We left the calm of Hoi An early in the morning, the kind of unhurried start travel gifts you when there’s nowhere else to be. Breakfast done, plans loose, we headed inland—away from the coast and into the mist—towards My Son Sanctuary.
The road narrows, the air thickens, and suddenly you’re in a quiet valley ringed by low hills. Tucked inside it is a cluster of brick temples—weathered, scarred, and unmistakably sacred. This was once the spiritual heart of the Champa Kingdom, a powerful maritime civilisation that flourished here from around the 4th century CE.
For us, as Hindus, the connection was immediate—and deeply emotional.
A Hindu World Far From India
My Son wasn’t a fringe outpost of Indian culture; it was a living Hindu centre. The temples here were primarily dedicated to Shiva—often worshipped in his aniconic form as the linga, just as in many ancient temples across India. The Champa kings didn’t merely borrow symbols; they absorbed philosophy, ritual, and cosmology, adapting them to their own land.

Centuries of trade across the Indian Ocean carried more than goods. Ideas travelled too—Shaivism, temple architecture, Sanskrit inscriptions, and concepts of kingship rooted in dharma. At My Son, these ideas didn’t remain foreign; they became local, sacred, and enduring.
Even the name Champa carries resonance. In India, the champa flower is sacred—associated with temples, offerings, and fragrance. Our guide casually plucked one from a tree as he explained this, but the moment landed heavily. Halfway across the world, the same symbols had once held meaning, devotion, and power.
This wasn’t “Indian influence” in the academic sense. It felt more like a shared civilisational memory.
Dance Before the Divine
Before entering the ruins, we watched a traditional Apsara dance. Graceful, restrained, reverent—it felt like a threshold ritual. The hand gestures, the posture, the storytelling through movement echoed classical forms we’d grown up seeing, yet carried a distinctly Cham rhythm.
It was the perfect prelude. You don’t walk into My Son casually; you’re eased into it.

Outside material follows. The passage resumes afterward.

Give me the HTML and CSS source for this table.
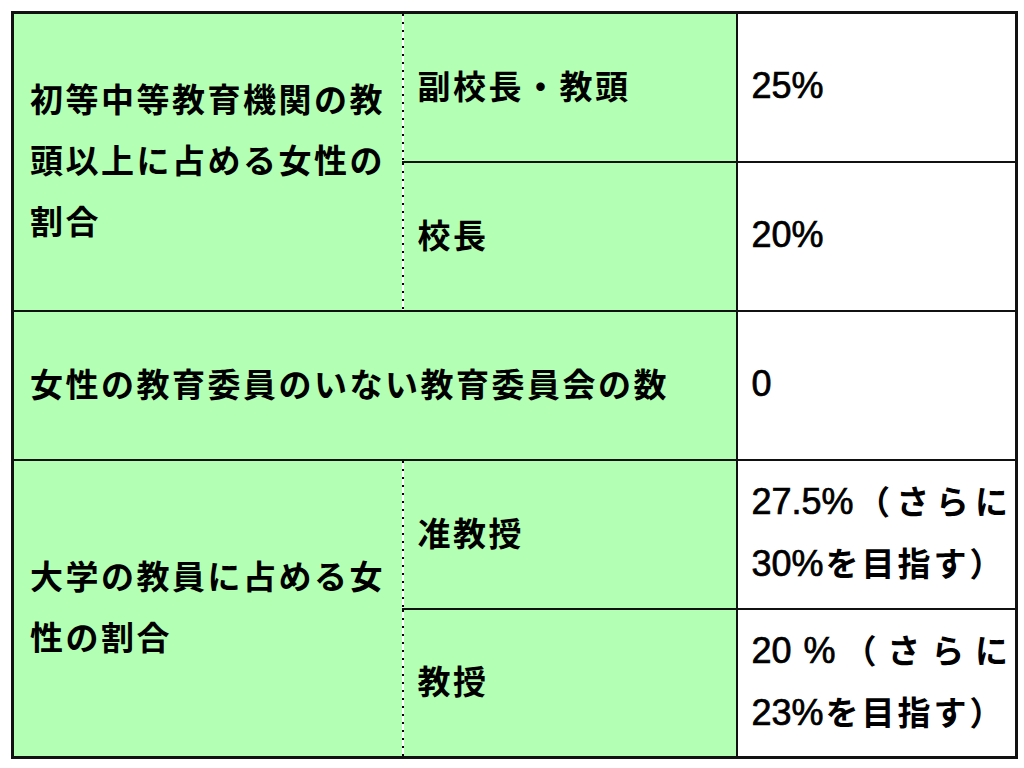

Brick, Belief, and Mystery
The temples themselves are astonishing for what we still don’t know. Built without mortar, the bricks fit so precisely that even today scholars debate how they were bonded. Time, moss, and war have taken their toll, but what remains still speaks.
Carvings of gods, guardians, dancers, warriors, and sacred animals line the walls. Stories of protection, devotion, and cosmic order unfold in stone—familiar themes, rendered through a Southeast Asian lens. Indian, Khmer, and indigenous styles merge seamlessly, creating something that feels both recognisable and new.
At its peak, the sanctuary housed over seventy temples and towers. Many were damaged during the Vietnam War—bomb craters still scar the earth nearby, silent reminders that sacred spaces are never truly insulated from history.
Today, My Son is recognised as a UNESCO World Heritage Site (inscribed in 1999). Yet standing here, that designation feels secondary. What lingers more strongly is the quiet sanctity of the valley, and the sense that worship once shaped the rhythm of life here.

It was crowded when we visited. Hot, humid, noisy at times. And yet, beneath all of that, the place held a strange stillness. Not quiet—still.
Walking between the B, C, D, and E–F temple groups, you begin to sense that this wasn’t built to impress, but to endure. Even in ruin, My Son doesn’t perform. It simply exists.
Carrying It With Us
Visiting My Son wasn’t about ticking off an ancient site. It was about standing inside a chapter of Hindu history that unfolded far beyond the Indian subcontinent—one that we rarely talk about, yet instinctively recognise.
Long after we left the valley and returned to modern roads, that feeling stayed. Of continuity. Of how ideas travel, take root, and become sacred in places you never expected.
Some places you photograph.
Some places you remember.
My Son is a place you carry.
Practical note: Go early if you can—the air is cooler, the light softer, and the valley feels closer to itself before the crowds arrive.